I have had my PhD in mathematics for four and a half years now, completed two postdocs and found a tenure track job at a mostly teaching university. While I provide substantial background information below, my real, general question is:
How can I identify the causes of a decline in acceptance rate of my papers?
I had a fairly good research program in geometry and topology, with 5 papers in relatively good journals and an undergraduate research paper published over the course of two postdocs.
I then took a tenure track job with 33 teaching credits a year. While I have little time for new research, I had several papers ready for submission.
These new papers are better than previous papers of mine published in the same journals; not only do I (subjectively) consider them better, but they have received citations in preprint form, and I was invited to a give a talk based on a stranger reading one of them, neither of which happened with my earlier papers.
I can think of a few possible reasons why these papers are not being published:
They are just not up to shape, because I don't have the time to focus on polishing them.
The referees hate me. This may seem silly, but I am in a very specialized field, with only 3-4 people who have published more than one paper on the subject. One of these people have retired, and another openly said that he had been my referee before on more than one occasion, had rejected my largest paper, and said that he didn't like the direction I was going with the research.

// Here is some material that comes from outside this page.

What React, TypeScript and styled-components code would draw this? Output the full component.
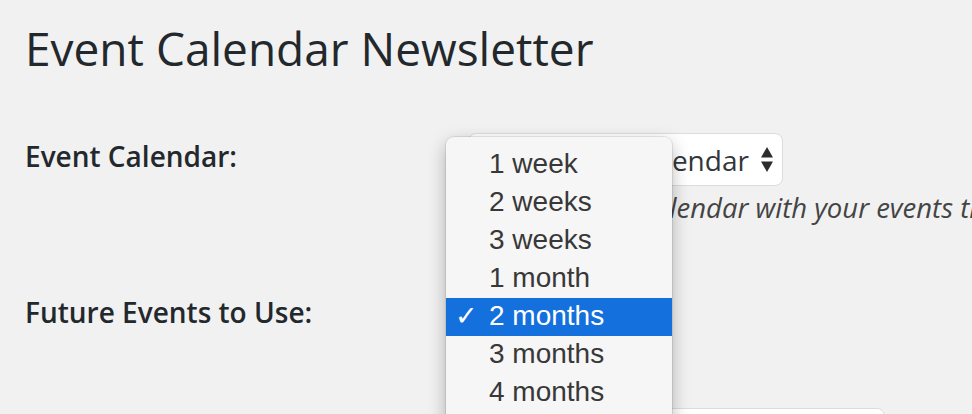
import React from "react"
import styled, { createGlobalStyle } from "styled-components"

const GlobalStyle = createGlobalStyle`
  html, body {
    margin: 0;
    padding: 0;
    background: #f1f1f1;
    overflow: hidden;
  }
  body {
    font-family: "Open Sans", "Noto Sans", sans-serif;
    color: #23282d;
  }
`

const Wrap = styled.div`
  position: relative;
  width: 972px;
  height: 414px;
  padding: 18px 0 0 25px;
  box-sizing: border-box;
  overflow: hidden;
`

const Title = styled.h1`
  margin: 0;
  font-size: 46px;
  line-height: 60px;
  font-weight: 400;
  color: #23282d;
`

const FormTable = styled.div`
  display: grid;
  grid-template-columns: 443px 1fr;
  margin-top: 55px;
`

const Label = styled.div<{ $gap?: number }>`
  font-size: 28px;
  line-height: 40px;
  font-weight: 600;
  padding-top: 3px;
  margin-top: ${({ $gap = 0 }) => $gap}px;
`

const Field = styled.div<{ $gap?: number }>`
  margin-top: ${({ $gap = 0 }) => $gap}px;
`

const SelectBox = styled.div<{ $width: number }>`
  display: flex;
  align-items: center;
  gap: 12px;
  width: ${({ $width }) => $width}px;
  height: 53px;
  box-sizing: border-box;
  padding: 0 9px 0 14px;
  background: #fff;
  border: 1px solid #dcdcdc;
  border-radius: 8px;
  font-size: 28px;
  color: #32373c;
  white-space: nowrap;

  svg {
    flex: 0 0 auto;
  }
`

const SelectText = styled.span`
  flex: 1;
`

const TextInput = styled.div`
  width: 417px;
  height: 56px;
  box-sizing: border-box;
  background: #fff;
  border: 1px solid #dcdcdc;
  border-radius: 8px;
`

const Description = styled.p`
  margin: 4px 0 0;
  font-size: 27.5px;
  line-height: 36px;
  font-style: italic;
  color: #444;
  white-space: nowrap;
`

const Menu = styled.ul`
  position: absolute;
  left: 446px;
  top: 137px;
  width: 226px;
  margin: 0;
  padding: 9px 0 0;
  list-style: none;
  background: #f6f6f6;
  border-radius: 8px 8px 0 0;
  box-shadow: 0 0 0 1px rgba(0, 0, 0, 0.08), 0 6px 18px rgba(0, 0, 0, 0.28);
  font-family: "Liberation Sans", Arial, sans-serif;
  font-size: 28px;
`

const MenuItem = styled.li<{ $active?: boolean }>`
  position: relative;
  height: 38px;
  line-height: 35px;
  padding-left: 43px;
  background: ${({ $active }) => ($active ? "#1470dc" : "transparent")};
  color: ${({ $active }) => ($active ? "#fff" : "#383838")};
  white-space: nowrap;
`

const Check = styled.span`
  position: absolute;
  left: 9px;
  top: 0;
  font-family: "DejaVu Sans", sans-serif;
  font-size: 27px;
  font-weight: 700;
`

const Arrows = () => (
  <svg width="12" height="25" viewBox="0 0 12 25">
    <path d="M6 0 L12 10.5 L0 10.5 Z" fill="#2c2c2c" />
    <path d="M0 14.5 L12 14.5 L6 25 Z" fill="#2c2c2c" />
  </svg>
)

const options = [
  "1 week",
  "2 weeks",
  "3 weeks",
  "1 month",
  "2 months",
  "3 months",
  "4 months",
  "5 months",
  "6 months",
]

export default function App() {
  return (
    <>
      <GlobalStyle />
      <Wrap>
        <Title>Event Calendar Newsletter</Title>
        <FormTable>
          <Label>Event Calendar:</Label>
          <Field>
            <SelectBox $width={315}>
              <SelectText>The Events Calendar</SelectText>
              <Arrows />
            </SelectBox>
            <Description>
              Choose which calendar with your events that you want to use
            </Description>
          </Field>

          <Label $gap={63}>Future Events to Use:</Label>
          <Field $gap={63}>
            <SelectBox $width={180}>
              <SelectText>2 months</SelectText>
              <Arrows />
            </SelectBox>
          </Field>

          <Label $gap={66}>Format:</Label>
          <Field $gap={66}>
            <TextInput />
          </Field>
        </FormTable>

        <Menu>
          {options.map((o) => (
            <MenuItem key={o} $active={o === "2 months"}>
              {o === "2 months" && <Check>✓</Check>}
              {o}
            </MenuItem>
          ))}
        </Menu>
      </Wrap>
    </>
  )
}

Also, I had a toxic relationship with my postdoc advisor, to the point where it came down to personal insults. They said that they were furious at my past letter of reference writer for recommending me, knowing I was a 'bad egg'. Though we have since made up, I have heard reports from others about this advisor talking about me in a negative way. Also, none of the jobs I applied to with their letter of recommendation wrote me back, while 30-50% of the applications without his letter were replied to favorably, including my current job.
- Chance. The reviewers of the first papers happened to be interested in those topics, and the reviewers of the current papers have not been interested.

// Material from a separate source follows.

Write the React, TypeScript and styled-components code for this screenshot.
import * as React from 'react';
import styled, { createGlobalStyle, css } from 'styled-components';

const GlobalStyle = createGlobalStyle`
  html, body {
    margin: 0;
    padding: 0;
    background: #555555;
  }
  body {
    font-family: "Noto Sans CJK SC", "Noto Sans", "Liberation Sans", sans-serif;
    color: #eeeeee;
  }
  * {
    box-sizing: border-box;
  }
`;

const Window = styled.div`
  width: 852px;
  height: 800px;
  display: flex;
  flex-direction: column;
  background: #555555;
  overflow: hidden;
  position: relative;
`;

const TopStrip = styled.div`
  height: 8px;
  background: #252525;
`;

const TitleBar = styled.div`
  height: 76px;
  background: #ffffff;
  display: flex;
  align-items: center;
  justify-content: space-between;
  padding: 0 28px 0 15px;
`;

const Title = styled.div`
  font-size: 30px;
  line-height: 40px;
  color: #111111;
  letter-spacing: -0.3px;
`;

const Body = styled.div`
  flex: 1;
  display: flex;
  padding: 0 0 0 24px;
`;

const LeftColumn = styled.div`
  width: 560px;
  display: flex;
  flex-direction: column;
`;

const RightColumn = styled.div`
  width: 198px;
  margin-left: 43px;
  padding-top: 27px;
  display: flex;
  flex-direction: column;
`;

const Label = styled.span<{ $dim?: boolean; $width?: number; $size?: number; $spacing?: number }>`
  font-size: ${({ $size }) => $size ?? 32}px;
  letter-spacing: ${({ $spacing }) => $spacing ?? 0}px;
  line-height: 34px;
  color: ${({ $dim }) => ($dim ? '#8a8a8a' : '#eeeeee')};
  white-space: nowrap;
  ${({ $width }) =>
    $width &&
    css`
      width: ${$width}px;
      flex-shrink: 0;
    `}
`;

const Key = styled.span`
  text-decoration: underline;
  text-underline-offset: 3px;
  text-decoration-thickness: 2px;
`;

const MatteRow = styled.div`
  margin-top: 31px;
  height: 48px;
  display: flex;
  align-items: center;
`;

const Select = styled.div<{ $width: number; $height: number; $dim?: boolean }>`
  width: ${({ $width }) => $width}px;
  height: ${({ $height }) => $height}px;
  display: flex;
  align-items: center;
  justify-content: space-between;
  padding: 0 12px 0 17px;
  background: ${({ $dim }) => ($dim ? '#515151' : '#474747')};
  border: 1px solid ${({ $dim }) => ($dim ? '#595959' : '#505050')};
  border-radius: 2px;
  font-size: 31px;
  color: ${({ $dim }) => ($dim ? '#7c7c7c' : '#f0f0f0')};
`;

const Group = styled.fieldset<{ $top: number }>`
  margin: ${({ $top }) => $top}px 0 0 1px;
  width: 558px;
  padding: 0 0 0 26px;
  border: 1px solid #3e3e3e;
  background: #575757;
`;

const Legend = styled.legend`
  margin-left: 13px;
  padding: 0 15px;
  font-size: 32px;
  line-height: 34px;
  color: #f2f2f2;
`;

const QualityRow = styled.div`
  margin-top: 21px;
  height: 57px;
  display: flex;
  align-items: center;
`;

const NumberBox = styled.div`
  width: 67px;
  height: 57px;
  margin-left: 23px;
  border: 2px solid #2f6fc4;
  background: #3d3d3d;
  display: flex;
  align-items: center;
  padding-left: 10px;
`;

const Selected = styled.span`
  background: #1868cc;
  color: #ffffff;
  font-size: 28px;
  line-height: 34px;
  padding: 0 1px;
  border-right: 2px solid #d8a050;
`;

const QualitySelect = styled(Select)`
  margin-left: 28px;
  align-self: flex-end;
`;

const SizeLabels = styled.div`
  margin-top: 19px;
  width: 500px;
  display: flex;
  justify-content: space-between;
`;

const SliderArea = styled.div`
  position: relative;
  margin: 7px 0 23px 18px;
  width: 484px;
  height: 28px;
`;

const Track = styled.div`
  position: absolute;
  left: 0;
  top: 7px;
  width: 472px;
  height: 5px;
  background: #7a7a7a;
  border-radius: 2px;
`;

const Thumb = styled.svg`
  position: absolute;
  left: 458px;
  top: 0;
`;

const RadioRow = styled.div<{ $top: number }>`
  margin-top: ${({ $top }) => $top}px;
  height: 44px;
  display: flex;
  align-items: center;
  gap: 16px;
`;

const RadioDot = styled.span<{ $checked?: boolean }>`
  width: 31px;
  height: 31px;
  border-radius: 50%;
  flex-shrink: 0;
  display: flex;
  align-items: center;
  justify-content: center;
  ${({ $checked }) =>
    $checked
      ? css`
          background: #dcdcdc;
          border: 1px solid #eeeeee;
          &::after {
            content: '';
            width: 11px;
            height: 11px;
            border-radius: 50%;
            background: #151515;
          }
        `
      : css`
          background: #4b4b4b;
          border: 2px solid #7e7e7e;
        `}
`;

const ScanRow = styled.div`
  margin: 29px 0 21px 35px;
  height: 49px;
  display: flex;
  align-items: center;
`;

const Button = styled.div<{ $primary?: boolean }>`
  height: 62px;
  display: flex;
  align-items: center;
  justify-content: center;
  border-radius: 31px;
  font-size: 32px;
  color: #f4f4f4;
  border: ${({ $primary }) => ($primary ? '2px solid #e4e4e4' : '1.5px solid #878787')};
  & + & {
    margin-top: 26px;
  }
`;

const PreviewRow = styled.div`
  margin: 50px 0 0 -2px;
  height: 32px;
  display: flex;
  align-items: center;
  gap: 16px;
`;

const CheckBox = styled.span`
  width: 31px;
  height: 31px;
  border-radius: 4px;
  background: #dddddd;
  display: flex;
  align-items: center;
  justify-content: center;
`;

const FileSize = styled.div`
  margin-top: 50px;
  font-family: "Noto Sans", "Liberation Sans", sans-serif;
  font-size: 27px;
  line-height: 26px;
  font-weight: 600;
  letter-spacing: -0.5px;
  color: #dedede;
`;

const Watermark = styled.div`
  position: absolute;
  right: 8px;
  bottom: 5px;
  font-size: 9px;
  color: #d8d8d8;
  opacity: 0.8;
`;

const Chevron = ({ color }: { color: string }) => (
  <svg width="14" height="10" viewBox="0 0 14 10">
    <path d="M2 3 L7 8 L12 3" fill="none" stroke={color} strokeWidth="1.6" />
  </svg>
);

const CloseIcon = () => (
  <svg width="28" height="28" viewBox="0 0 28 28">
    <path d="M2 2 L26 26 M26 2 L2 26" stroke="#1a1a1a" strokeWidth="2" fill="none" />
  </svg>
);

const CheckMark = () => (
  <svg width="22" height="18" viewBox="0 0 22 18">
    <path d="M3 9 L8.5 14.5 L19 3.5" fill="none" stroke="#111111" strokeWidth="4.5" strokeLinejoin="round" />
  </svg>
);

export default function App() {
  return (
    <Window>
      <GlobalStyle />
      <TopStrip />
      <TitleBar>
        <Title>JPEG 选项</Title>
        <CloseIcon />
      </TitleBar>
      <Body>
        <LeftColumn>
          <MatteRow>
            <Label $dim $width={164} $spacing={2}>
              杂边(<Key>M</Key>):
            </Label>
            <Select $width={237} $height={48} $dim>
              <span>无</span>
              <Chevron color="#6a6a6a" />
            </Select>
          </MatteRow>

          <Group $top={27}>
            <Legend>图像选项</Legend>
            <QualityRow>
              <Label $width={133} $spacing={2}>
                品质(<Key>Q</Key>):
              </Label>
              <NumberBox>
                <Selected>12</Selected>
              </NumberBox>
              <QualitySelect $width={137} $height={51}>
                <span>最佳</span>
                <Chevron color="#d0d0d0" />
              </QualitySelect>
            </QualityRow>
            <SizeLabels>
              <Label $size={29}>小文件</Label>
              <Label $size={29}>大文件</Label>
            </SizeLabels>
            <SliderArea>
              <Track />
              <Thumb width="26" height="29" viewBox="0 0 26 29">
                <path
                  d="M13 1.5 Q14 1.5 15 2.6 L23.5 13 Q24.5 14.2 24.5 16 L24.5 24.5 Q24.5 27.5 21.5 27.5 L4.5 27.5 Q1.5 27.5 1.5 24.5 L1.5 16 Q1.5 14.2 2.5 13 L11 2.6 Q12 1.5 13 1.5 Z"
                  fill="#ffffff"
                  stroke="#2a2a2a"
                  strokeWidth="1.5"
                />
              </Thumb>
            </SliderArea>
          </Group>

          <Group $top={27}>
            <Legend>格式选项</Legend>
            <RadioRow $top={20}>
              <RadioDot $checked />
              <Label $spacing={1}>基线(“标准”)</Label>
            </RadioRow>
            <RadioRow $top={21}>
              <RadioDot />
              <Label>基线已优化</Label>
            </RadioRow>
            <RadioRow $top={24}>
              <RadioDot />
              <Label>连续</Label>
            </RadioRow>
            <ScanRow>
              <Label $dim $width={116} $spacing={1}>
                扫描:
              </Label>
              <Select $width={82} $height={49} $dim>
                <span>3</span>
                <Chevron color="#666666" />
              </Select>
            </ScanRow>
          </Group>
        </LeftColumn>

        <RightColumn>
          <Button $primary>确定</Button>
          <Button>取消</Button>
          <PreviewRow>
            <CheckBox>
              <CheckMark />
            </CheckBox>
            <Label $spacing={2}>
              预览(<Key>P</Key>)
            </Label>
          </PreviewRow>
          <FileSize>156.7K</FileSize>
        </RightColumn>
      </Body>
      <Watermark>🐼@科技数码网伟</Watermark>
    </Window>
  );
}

How do I tell what is really the issue? A few notes:
- It's very hard to do research with 33 credits of teaching, but all the work was done before I accepted this job.
- The main paper (that was rejected by that referee) went through 5 revisions with the aid of an advisor before submission. I have revised and submitted to 3 or 4 other journals, one after another, incorporating each journals feedback into the new version and trying a weaker journal each time.
My goal is to just get these papers published; at my current institution, the publication of these two papers alone would be enough to satisfy all of the research requirement for tenure.